------ Source records
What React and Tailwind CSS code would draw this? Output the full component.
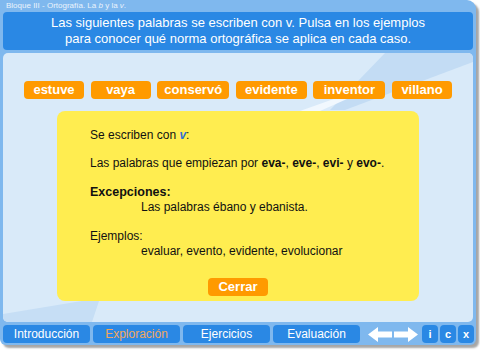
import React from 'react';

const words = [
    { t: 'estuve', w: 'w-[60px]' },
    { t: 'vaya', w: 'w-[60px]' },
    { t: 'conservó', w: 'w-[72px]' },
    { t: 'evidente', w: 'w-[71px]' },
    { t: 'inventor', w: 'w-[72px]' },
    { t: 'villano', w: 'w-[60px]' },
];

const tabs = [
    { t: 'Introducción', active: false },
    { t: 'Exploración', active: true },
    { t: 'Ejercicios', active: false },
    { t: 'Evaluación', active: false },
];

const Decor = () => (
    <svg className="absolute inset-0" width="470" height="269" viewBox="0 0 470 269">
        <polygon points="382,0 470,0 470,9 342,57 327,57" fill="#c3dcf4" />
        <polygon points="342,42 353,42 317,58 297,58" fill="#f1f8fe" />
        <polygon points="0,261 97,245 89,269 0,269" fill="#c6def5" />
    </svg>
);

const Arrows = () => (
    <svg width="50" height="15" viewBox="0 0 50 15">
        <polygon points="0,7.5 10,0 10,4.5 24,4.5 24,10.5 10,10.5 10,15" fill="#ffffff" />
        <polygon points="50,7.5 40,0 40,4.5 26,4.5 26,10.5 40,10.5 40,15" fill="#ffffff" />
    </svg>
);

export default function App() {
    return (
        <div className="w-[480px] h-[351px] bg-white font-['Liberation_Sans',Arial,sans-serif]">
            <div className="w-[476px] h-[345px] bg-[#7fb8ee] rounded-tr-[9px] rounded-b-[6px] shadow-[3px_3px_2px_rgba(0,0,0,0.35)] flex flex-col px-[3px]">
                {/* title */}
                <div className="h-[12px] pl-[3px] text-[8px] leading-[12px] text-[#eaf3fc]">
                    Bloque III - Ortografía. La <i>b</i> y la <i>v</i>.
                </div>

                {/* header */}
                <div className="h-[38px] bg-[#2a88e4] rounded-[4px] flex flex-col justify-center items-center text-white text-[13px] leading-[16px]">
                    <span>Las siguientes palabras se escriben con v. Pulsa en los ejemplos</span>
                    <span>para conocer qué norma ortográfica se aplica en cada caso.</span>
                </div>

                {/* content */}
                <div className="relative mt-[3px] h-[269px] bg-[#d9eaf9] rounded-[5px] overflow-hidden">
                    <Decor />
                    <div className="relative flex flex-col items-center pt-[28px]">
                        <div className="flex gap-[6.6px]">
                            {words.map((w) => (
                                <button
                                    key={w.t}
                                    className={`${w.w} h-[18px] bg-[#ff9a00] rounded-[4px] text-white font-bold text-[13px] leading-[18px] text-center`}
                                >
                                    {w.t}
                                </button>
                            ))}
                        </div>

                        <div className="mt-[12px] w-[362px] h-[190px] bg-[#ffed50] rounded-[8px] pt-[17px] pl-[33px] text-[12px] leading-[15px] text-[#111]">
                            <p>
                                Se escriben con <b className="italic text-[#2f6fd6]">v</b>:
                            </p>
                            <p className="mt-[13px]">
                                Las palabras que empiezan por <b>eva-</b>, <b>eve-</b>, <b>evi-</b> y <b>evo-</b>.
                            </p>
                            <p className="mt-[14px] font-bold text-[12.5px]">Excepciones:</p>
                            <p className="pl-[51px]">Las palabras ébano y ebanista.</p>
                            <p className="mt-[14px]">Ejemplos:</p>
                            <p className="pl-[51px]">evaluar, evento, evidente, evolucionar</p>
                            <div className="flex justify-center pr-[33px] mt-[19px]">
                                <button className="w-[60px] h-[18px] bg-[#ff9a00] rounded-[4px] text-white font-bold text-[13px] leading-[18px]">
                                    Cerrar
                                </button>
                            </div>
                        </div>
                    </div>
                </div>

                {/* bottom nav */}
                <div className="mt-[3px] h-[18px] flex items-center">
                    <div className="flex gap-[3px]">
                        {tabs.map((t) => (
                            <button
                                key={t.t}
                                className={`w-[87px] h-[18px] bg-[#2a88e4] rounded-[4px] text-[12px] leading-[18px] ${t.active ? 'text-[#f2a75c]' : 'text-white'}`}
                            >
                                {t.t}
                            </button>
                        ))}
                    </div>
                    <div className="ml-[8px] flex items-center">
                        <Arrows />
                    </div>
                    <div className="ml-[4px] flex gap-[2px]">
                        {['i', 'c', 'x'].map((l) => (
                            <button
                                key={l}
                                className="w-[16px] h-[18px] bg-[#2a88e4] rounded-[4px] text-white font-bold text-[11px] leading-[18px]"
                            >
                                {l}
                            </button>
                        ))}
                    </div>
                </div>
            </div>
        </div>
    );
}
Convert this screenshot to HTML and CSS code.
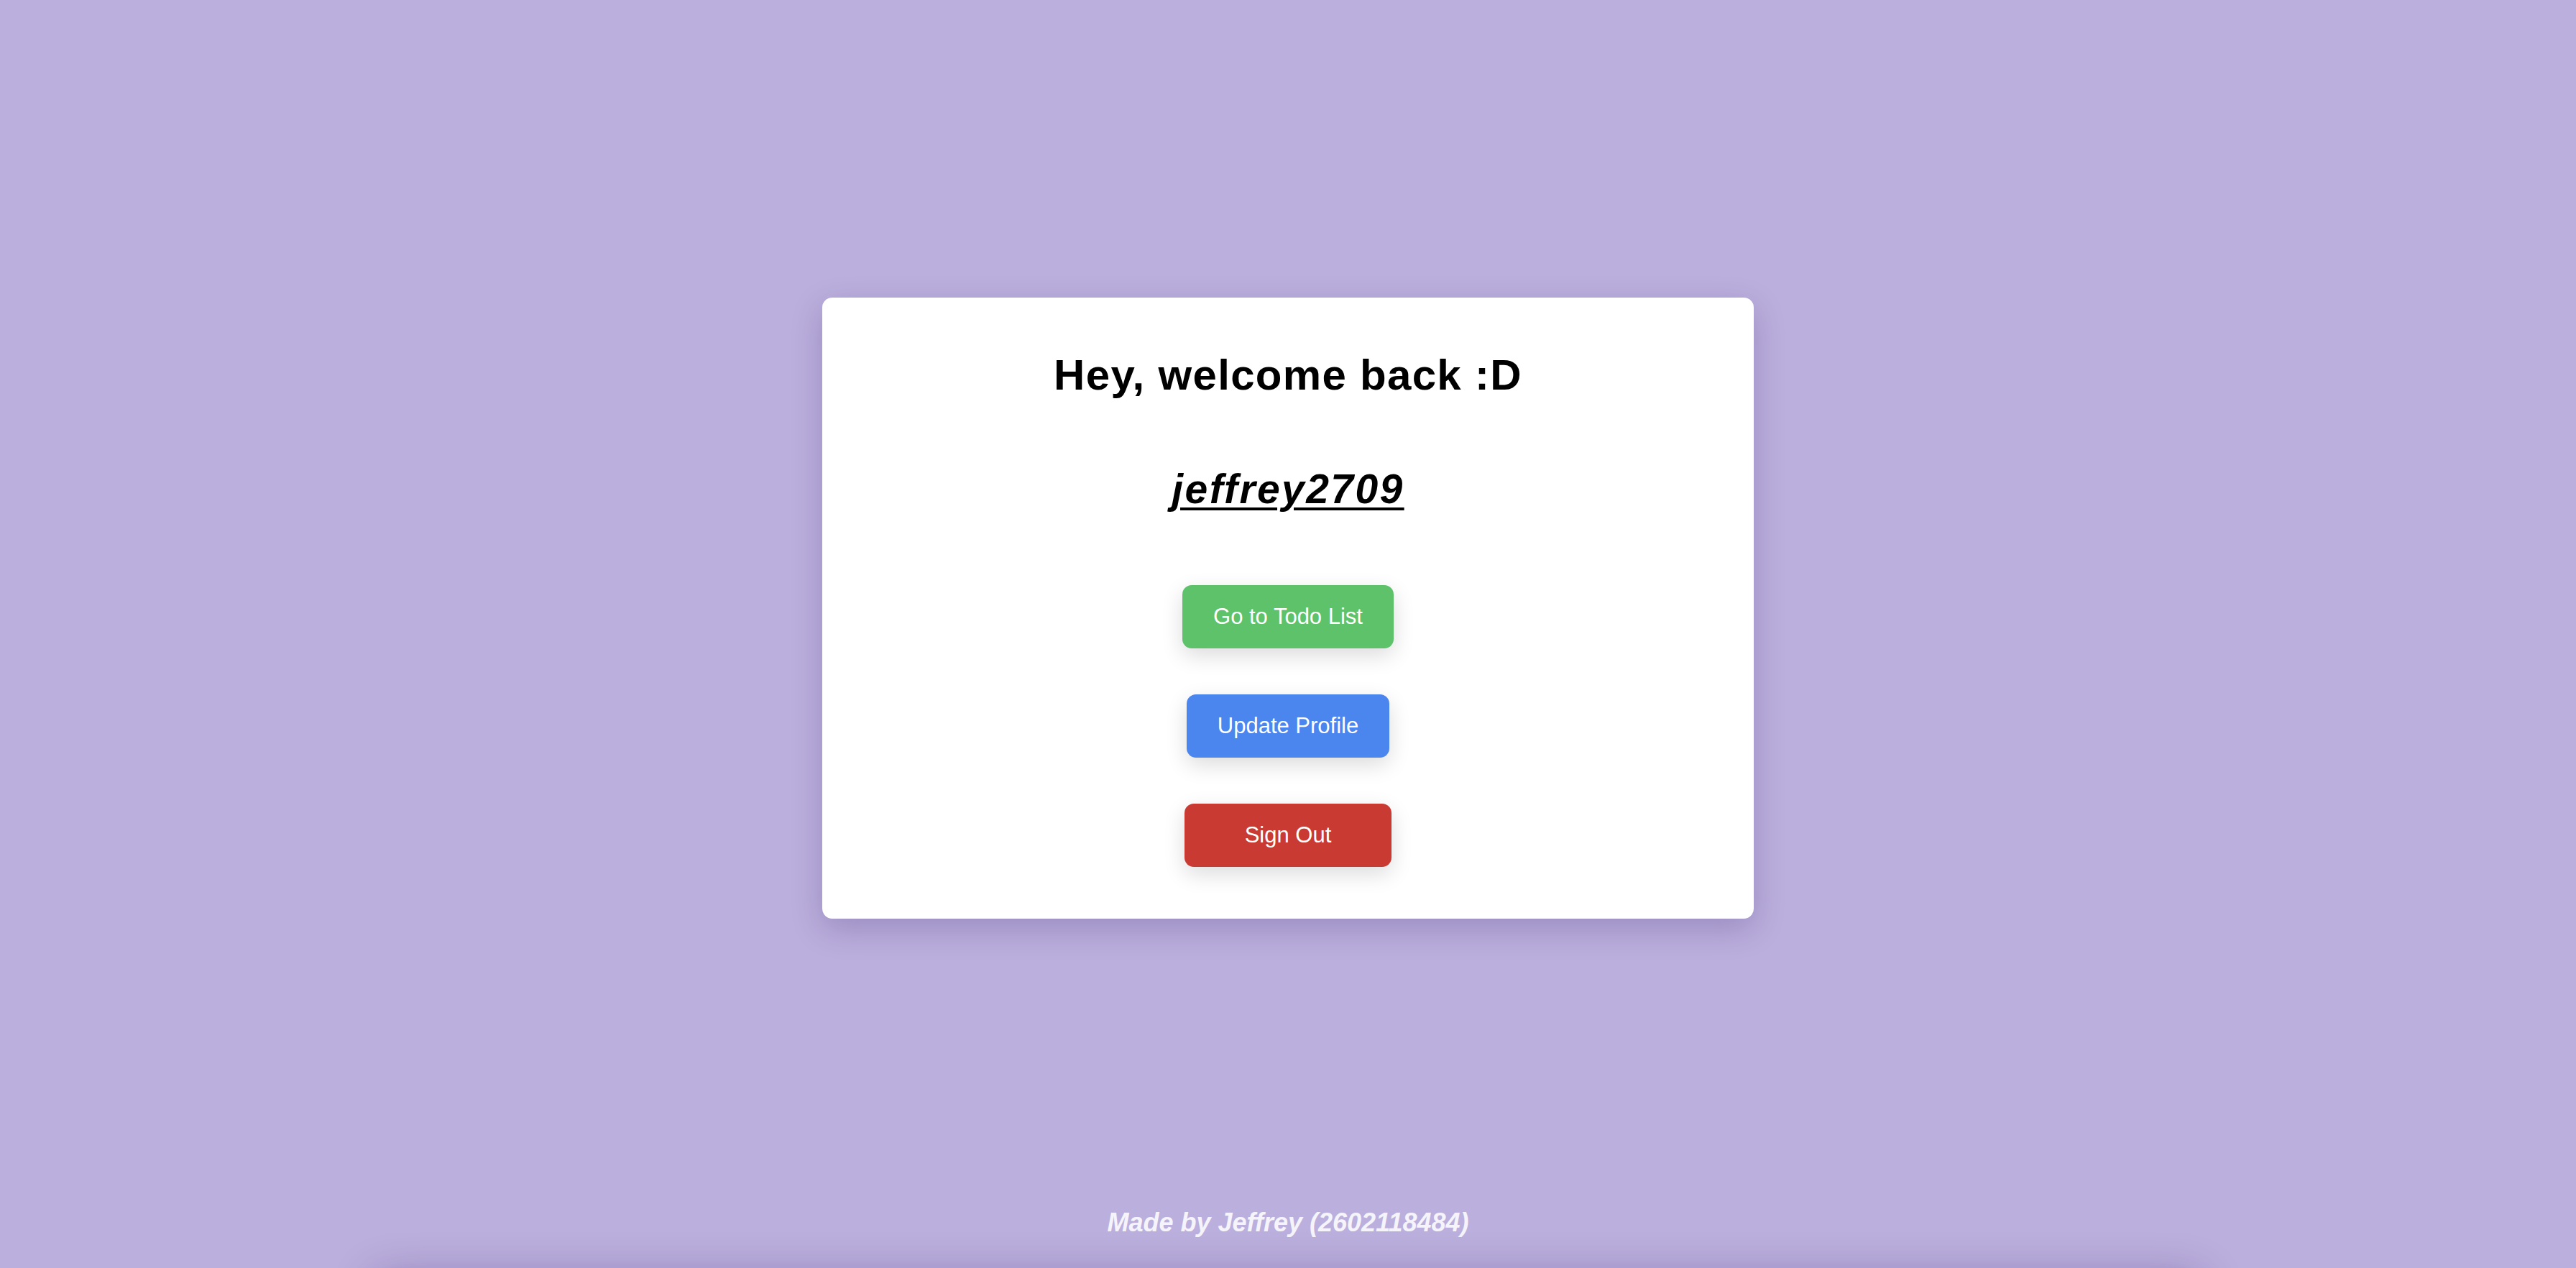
------------
● What you will do
Output each line exactly; omit every picture.

● Solved problem
What React and Tailwind CSS code would draw this? Output the full component.
import React from 'react';

const words = [
    { t: 'estuve', w: 'w-[60px]' },
    { t: 'vaya', w: 'w-[60px]' },
    { t: 'conservó', w: 'w-[72px]' },
    { t: 'evidente', w: 'w-[71px]' },
    { t: 'inventor', w: 'w-[72px]' },
    { t: 'villano', w: 'w-[60px]' },
];

const tabs = [
    { t: 'Introducción', active: false },
    { t: 'Exploración', active: true },
    { t: 'Ejercicios', active: false },
    { t: 'Evaluación', active: false },
];

const Decor = () => (
    <svg className="absolute inset-0" width="470" height="269" viewBox="0 0 470 269">
        <polygon points="382,0 470,0 470,9 342,57 327,57" fill="#c3dcf4" />
        <polygon points="342,42 353,42 317,58 297,58" fill="#f1f8fe" />
        <polygon points="0,261 97,245 89,269 0,269" fill="#c6def5" />
    </svg>
);

const Arrows = () => (
    <svg width="50" height="15" viewBox="0 0 50 15">
        <polygon points="0,7.5 10,0 10,4.5 24,4.5 24,10.5 10,10.5 10,15" fill="#ffffff" />
        <polygon points="50,7.5 40,0 40,4.5 26,4.5 26,10.5 40,10.5 40,15" fill="#ffffff" />
    </svg>
);

export default function App() {
    return (
        <div className="w-[480px] h-[351px] bg-white font-['Liberation_Sans',Arial,sans-serif]">
            <div className="w-[476px] h-[345px] bg-[#7fb8ee] rounded-tr-[9px] rounded-b-[6px] shadow-[3px_3px_2px_rgba(0,0,0,0.35)] flex flex-col px-[3px]">
                {/* title */}
                <div className="h-[12px] pl-[3px] text-[8px] leading-[12px] text-[#eaf3fc]">
                    Bloque III - Ortografía. La <i>b</i> y la <i>v</i>.
                </div>

                {/* header */}
                <div className="h-[38px] bg-[#2a88e4] rounded-[4px] flex flex-col justify-center items-center text-white text-[13px] leading-[16px]">
                    <span>Las siguientes palabras se escriben con v. Pulsa en los ejemplos</span>
                    <span>para conocer qué norma ortográfica se aplica en cada caso.</span>
                </div>

                {/* content */}
                <div className="relative mt-[3px] h-[269px] bg-[#d9eaf9] rounded-[5px] overflow-hidden">
                    <Decor />
                    <div className="relative flex flex-col items-center pt-[28px]">
                        <div className="flex gap-[6.6px]">
                            {words.map((w) => (
                                <button
                                    key={w.t}
                                    className={`${w.w} h-[18px] bg-[#ff9a00] rounded-[4px] text-white font-bold text-[13px] leading-[18px] text-center`}
                                >
                                    {w.t}
                                </button>
                            ))}
                        </div>

                        <div className="mt-[12px] w-[362px] h-[190px] bg-[#ffed50] rounded-[8px] pt-[17px] pl-[33px] text-[12px] leading-[15px] text-[#111]">
                            <p>
                                Se escriben con <b className="italic text-[#2f6fd6]">v</b>:
                            </p>
                            <p className="mt-[13px]">
                                Las palabras que empiezan por <b>eva-</b>, <b>eve-</b>, <b>evi-</b> y <b>evo-</b>.
                            </p>
                            <p className="mt-[14px] font-bold text-[12.5px]">Excepciones:</p>
                            <p className="pl-[51px]">Las palabras ébano y ebanista.</p>
                            <p className="mt-[14px]">Ejemplos:</p>
                            <p className="pl-[51px]">evaluar, evento, evidente, evolucionar</p>
                            <div className="flex justify-center pr-[33px] mt-[19px]">
                                <button className="w-[60px] h-[18px] bg-[#ff9a00] rounded-[4px] text-white font-bold text-[13px] leading-[18px]">
                                    Cerrar
                                </button>
                            </div>
                        </div>
                    </div>
                </div>

                {/* bottom nav */}
                <div className="mt-[3px] h-[18px] flex items-center">
                    <div className="flex gap-[3px]">
                        {tabs.map((t) => (
                            <button
                                key={t.t}
                                className={`w-[87px] h-[18px] bg-[#2a88e4] rounded-[4px] text-[12px] leading-[18px] ${t.active ? 'text-[#f2a75c]' : 'text-white'}`}
                            >
                                {t.t}
                            </button>
                        ))}
                    </div>
                    <div className="ml-[8px] flex items-center">
                        <Arrows />
                    </div>
                    <div className="ml-[4px] flex gap-[2px]">
                        {['i', 'c', 'x'].map((l) => (
                            <button
                                key={l}
                                className="w-[16px] h-[18px] bg-[#2a88e4] rounded-[4px] text-white font-bold text-[11px] leading-[18px]"
                            >
                                {l}
                            </button>
                        ))}
                    </div>
                </div>
            </div>
        </div>
    );
}
Convert this screenshot to HTML and CSS code.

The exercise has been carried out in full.